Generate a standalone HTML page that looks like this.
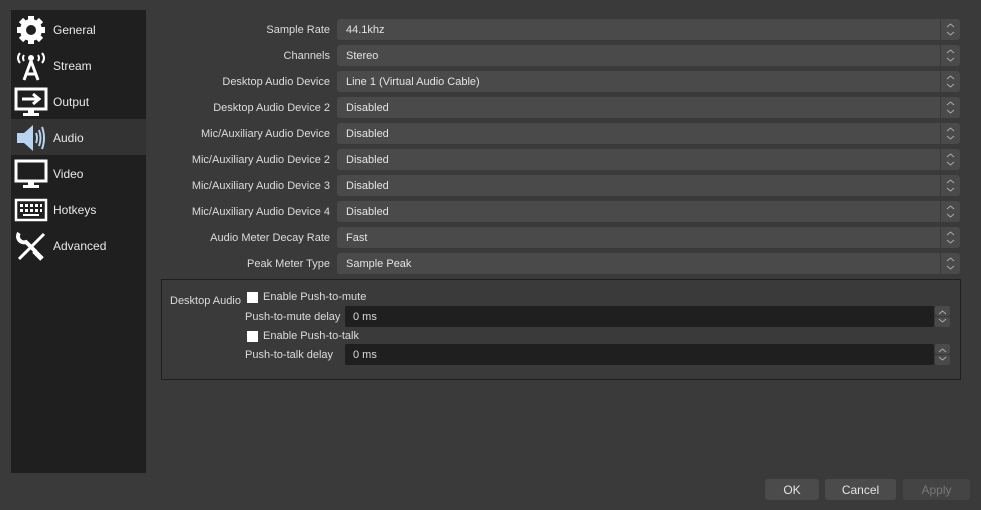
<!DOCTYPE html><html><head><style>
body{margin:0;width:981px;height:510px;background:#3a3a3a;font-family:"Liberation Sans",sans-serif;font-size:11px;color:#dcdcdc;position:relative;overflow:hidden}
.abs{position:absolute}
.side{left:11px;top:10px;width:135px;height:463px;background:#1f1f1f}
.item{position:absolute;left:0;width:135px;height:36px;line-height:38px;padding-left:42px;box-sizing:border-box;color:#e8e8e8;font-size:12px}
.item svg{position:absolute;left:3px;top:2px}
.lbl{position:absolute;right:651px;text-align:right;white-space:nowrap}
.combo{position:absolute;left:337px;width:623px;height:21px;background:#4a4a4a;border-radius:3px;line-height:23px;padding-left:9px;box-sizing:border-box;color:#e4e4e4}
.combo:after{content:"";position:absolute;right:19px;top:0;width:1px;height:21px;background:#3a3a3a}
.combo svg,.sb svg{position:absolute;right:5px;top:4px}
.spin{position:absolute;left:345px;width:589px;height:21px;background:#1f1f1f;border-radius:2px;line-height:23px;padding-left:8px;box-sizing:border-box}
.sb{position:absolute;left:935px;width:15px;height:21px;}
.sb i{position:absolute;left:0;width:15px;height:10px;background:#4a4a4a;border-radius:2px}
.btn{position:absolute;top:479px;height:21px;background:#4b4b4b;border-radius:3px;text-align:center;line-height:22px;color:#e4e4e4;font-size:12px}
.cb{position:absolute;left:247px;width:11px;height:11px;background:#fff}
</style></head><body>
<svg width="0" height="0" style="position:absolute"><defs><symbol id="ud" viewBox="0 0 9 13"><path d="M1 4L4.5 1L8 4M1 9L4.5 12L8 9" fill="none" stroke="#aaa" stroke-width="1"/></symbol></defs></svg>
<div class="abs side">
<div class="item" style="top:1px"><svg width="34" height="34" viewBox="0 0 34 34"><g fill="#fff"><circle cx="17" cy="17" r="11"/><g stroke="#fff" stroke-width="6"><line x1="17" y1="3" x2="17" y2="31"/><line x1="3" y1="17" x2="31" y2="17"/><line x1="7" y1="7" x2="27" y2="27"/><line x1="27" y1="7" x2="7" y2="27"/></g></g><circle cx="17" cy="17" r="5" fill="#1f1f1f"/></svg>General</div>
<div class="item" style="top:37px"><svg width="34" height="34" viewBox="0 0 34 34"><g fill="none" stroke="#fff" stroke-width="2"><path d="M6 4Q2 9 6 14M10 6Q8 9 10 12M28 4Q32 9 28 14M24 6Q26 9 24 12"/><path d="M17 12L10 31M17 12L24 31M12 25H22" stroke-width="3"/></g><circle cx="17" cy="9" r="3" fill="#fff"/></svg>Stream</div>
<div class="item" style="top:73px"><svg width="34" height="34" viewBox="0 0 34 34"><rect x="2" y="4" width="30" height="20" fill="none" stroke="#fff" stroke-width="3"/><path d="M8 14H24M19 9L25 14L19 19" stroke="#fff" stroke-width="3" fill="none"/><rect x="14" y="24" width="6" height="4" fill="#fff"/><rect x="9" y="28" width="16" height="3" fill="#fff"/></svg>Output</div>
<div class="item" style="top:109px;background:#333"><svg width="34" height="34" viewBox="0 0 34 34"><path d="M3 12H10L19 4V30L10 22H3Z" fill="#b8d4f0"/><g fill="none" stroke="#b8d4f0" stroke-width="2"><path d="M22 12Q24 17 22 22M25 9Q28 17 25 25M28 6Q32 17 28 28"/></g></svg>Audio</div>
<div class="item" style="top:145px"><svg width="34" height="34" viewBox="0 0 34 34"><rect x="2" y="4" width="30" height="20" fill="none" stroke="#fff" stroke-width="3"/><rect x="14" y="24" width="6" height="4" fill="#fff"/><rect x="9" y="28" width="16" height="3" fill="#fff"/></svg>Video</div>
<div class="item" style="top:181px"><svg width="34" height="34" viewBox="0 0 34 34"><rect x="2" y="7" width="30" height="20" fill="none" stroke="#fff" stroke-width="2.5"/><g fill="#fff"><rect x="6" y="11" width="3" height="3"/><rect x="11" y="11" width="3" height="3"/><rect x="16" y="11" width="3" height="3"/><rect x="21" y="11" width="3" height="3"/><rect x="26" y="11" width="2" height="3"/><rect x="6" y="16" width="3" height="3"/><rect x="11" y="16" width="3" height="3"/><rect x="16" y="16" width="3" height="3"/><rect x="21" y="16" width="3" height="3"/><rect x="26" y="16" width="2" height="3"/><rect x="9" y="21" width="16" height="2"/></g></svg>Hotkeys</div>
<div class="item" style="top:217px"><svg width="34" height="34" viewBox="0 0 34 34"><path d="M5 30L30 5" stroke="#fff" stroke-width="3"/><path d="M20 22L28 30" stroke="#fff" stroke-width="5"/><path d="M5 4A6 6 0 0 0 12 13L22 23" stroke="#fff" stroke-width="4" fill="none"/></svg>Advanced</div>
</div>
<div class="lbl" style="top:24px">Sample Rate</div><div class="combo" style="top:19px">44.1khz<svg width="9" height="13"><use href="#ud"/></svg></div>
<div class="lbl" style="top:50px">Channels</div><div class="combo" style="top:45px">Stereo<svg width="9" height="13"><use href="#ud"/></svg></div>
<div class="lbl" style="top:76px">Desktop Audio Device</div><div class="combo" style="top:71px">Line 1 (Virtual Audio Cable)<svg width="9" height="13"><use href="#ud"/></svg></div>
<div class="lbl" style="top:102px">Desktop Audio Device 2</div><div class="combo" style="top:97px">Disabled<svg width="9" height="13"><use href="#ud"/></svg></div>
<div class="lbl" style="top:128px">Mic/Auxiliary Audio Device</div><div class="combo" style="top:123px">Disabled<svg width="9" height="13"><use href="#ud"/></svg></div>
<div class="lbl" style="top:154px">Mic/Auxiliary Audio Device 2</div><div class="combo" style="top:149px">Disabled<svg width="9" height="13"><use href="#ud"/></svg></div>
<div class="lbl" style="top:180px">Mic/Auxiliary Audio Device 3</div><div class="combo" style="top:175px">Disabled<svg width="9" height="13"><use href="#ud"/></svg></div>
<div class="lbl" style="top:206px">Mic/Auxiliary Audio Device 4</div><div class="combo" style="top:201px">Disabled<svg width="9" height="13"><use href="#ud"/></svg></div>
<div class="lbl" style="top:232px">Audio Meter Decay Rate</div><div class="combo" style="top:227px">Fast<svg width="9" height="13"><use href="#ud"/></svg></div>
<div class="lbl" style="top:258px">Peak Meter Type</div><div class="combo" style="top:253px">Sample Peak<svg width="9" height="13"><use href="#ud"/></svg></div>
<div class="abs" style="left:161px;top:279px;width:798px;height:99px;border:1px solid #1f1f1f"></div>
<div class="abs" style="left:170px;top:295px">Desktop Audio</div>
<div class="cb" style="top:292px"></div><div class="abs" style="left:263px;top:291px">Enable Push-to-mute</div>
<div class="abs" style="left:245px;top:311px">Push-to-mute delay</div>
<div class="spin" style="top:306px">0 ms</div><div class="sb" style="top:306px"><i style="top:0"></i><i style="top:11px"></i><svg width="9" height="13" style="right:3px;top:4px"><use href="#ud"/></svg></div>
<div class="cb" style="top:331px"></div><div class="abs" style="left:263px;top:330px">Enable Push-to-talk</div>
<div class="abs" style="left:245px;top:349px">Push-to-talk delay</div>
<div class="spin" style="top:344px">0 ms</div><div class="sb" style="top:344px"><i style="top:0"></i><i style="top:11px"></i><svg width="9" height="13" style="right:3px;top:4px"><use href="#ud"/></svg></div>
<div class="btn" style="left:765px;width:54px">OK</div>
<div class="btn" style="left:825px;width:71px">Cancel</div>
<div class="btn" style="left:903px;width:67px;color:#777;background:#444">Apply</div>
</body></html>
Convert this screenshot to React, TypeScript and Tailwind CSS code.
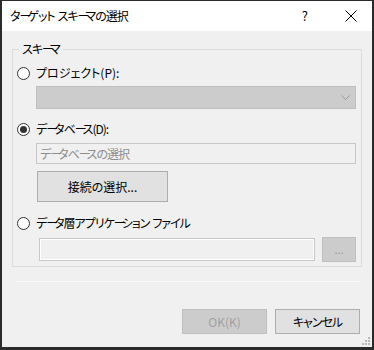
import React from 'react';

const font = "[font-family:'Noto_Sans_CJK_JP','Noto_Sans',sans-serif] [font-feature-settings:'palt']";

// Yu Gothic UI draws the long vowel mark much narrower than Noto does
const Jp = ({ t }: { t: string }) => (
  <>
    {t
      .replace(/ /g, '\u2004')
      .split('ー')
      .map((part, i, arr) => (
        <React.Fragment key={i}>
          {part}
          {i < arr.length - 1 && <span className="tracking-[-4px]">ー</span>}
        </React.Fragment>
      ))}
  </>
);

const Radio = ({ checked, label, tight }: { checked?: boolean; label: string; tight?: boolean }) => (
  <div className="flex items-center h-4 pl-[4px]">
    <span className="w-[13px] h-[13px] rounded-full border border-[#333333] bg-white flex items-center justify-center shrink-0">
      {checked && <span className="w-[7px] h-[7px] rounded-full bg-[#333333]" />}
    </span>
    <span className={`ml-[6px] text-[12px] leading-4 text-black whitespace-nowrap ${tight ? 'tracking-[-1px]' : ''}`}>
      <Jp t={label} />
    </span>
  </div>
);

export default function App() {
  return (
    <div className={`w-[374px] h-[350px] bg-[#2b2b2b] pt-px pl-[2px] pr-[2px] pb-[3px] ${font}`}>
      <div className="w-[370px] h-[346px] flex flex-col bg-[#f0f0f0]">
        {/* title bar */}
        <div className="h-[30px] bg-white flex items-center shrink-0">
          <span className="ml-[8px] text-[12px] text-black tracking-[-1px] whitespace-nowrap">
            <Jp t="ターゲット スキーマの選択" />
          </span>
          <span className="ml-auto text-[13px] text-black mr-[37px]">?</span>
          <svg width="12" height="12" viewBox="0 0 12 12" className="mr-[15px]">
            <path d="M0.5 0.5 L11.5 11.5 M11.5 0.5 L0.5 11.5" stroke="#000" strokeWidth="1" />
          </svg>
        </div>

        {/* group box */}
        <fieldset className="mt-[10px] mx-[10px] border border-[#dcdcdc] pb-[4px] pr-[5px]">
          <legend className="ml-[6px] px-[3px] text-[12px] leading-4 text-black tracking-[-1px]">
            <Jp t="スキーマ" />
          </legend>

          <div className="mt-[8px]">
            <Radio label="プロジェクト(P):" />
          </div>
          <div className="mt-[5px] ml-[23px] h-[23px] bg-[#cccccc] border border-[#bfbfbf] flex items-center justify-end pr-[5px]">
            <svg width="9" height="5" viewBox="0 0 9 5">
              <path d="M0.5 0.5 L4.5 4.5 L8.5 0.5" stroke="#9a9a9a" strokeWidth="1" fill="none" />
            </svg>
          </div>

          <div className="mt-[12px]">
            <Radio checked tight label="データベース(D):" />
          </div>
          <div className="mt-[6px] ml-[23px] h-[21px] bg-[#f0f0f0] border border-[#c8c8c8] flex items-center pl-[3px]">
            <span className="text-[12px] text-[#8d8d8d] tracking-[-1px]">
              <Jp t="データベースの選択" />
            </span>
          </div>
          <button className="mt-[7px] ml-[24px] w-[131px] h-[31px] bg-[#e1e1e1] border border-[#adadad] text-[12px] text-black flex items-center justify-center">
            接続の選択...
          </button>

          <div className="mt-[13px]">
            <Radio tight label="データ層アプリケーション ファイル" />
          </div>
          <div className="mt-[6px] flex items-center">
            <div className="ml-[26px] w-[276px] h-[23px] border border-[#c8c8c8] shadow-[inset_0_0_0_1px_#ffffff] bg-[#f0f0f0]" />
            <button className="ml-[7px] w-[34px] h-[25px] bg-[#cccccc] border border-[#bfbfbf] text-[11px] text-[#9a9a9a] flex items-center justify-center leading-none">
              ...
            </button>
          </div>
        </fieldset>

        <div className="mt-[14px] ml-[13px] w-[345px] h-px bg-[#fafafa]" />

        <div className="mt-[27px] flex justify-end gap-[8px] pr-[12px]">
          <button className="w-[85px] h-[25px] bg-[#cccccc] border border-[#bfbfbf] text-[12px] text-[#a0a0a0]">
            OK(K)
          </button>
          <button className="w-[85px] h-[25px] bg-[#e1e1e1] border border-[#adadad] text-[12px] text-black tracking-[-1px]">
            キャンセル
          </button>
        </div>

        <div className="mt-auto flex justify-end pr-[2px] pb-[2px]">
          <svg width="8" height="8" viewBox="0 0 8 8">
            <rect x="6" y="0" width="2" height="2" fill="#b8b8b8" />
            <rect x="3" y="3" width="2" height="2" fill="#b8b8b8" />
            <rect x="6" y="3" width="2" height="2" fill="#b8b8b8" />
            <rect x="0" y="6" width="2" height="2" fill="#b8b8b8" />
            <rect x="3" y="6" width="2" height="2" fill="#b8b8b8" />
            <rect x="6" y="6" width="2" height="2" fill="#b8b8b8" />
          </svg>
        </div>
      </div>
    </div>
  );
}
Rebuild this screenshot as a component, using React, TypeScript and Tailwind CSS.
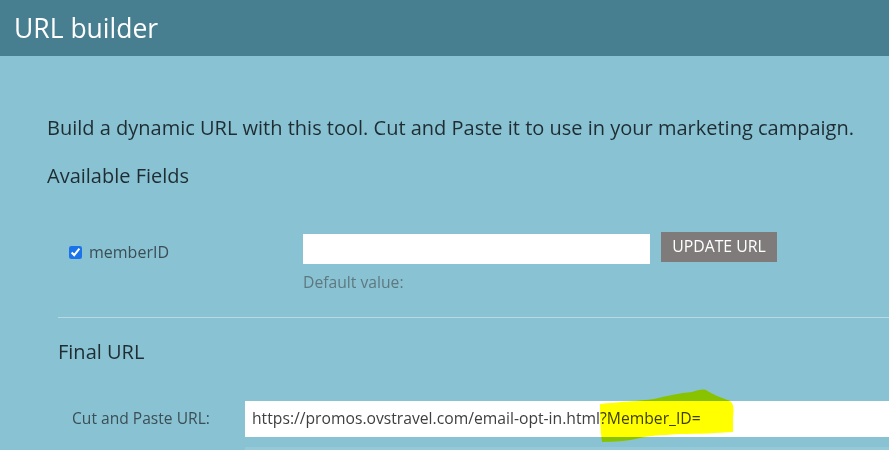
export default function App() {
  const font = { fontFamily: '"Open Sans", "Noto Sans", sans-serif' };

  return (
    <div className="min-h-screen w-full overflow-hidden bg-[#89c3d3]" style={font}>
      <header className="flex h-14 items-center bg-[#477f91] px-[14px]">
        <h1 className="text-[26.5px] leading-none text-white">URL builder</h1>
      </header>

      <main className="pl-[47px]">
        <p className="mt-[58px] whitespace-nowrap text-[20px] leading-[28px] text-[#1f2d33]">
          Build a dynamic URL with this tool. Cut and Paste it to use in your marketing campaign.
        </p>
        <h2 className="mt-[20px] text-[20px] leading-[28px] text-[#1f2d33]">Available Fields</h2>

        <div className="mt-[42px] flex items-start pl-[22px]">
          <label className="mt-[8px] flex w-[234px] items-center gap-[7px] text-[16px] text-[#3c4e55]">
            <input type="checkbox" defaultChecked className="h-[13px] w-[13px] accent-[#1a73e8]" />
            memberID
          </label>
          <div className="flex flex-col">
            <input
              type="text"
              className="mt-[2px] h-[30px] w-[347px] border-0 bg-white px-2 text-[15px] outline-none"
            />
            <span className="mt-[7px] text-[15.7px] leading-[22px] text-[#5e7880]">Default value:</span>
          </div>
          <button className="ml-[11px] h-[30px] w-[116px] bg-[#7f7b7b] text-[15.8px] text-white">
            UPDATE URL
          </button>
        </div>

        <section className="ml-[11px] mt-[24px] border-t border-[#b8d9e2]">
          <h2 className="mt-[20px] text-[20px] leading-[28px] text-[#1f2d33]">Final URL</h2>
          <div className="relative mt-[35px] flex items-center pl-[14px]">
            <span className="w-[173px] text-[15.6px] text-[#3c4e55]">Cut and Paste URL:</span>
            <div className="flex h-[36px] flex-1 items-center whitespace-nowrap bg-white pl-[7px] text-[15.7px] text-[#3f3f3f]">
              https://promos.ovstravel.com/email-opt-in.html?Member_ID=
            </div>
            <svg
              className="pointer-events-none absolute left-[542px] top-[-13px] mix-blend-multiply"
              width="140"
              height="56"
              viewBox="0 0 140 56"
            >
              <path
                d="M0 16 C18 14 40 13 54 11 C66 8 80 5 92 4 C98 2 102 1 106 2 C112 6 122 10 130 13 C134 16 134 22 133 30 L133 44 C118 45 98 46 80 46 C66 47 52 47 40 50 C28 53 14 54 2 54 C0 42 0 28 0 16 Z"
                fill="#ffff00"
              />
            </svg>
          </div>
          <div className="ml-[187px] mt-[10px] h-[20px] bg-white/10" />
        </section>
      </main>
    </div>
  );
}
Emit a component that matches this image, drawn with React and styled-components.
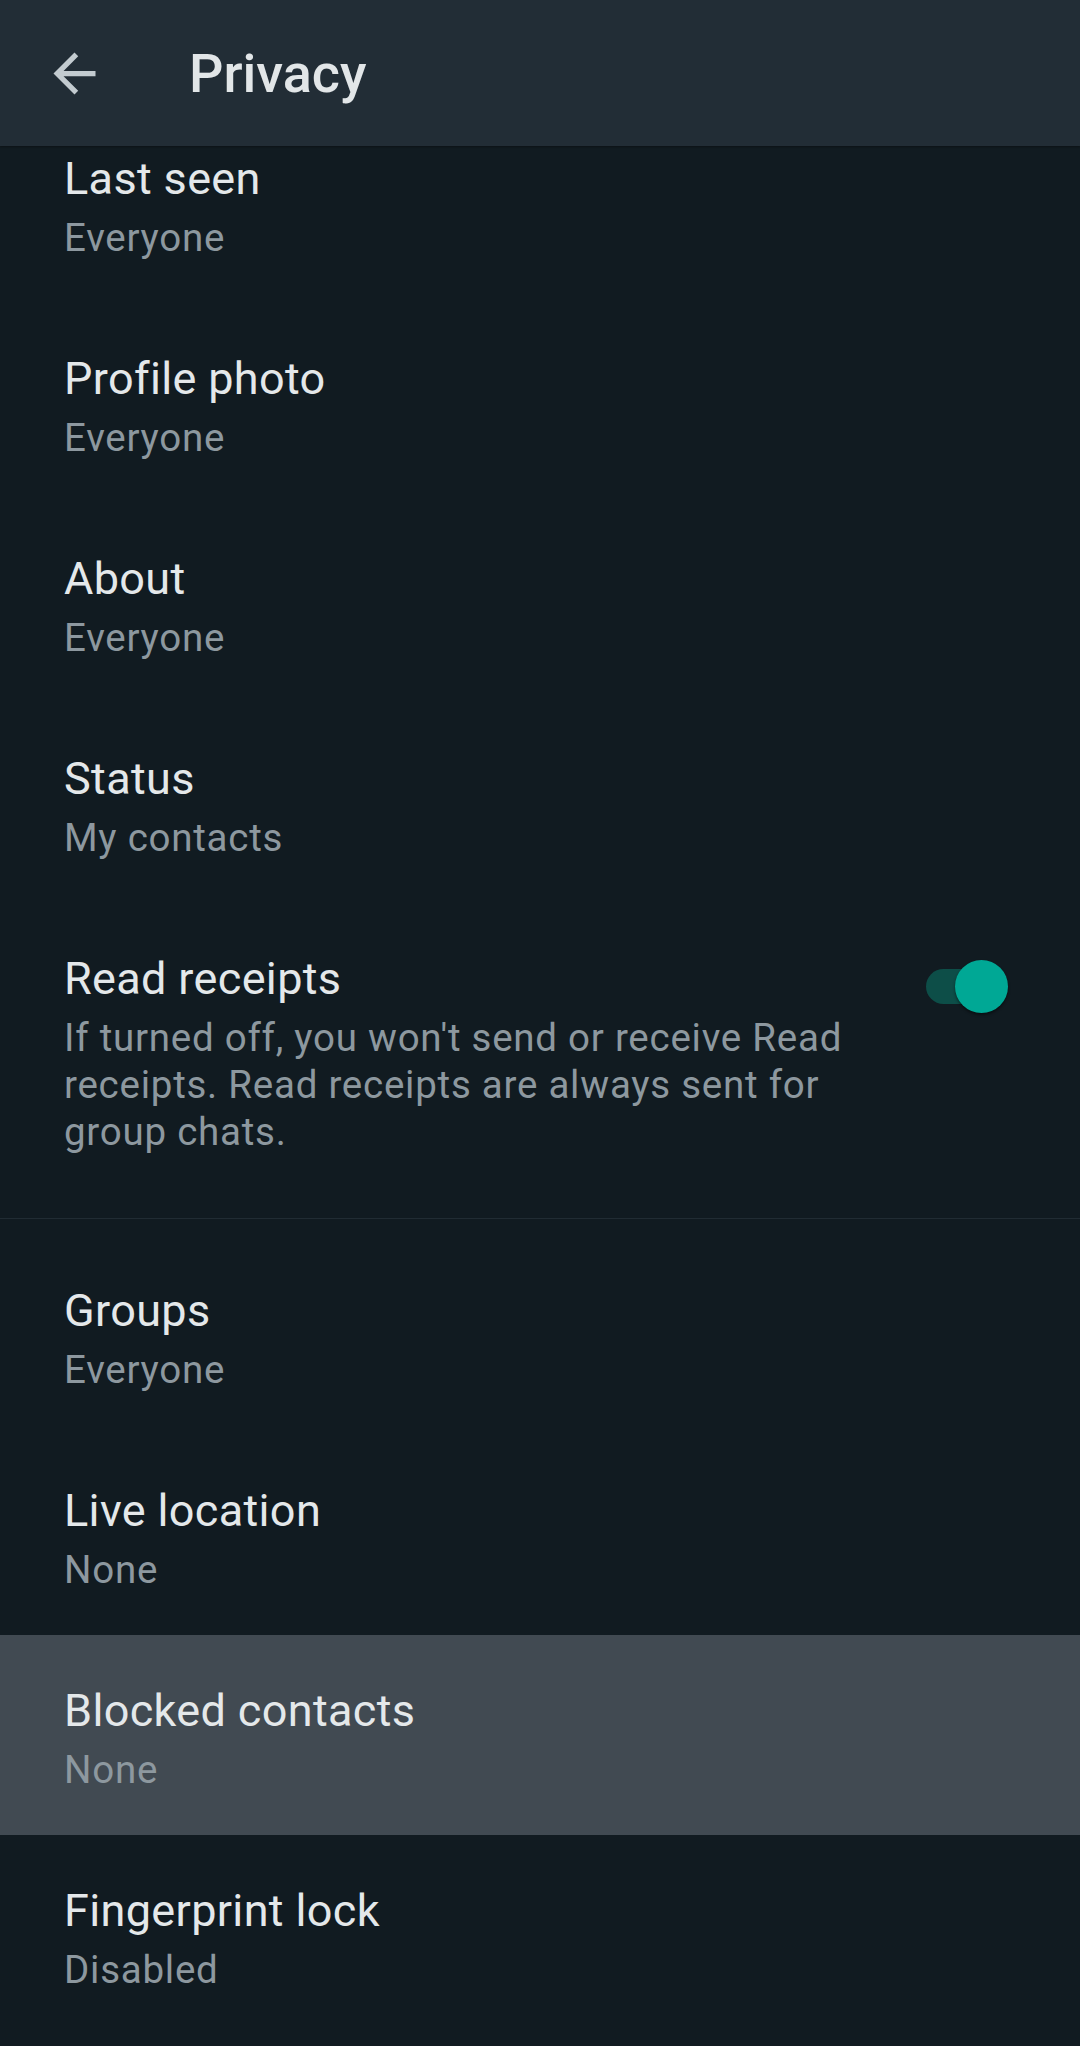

——————————

**Aim of the exercise:** Pull out every line above that holds the word "with".

**Solution for this exercise:**
          Build a dynamic URL with this tool. Cut and Paste it to use in your marketing campaign.
Emit a component that matches this image, drawn with React and styled-components.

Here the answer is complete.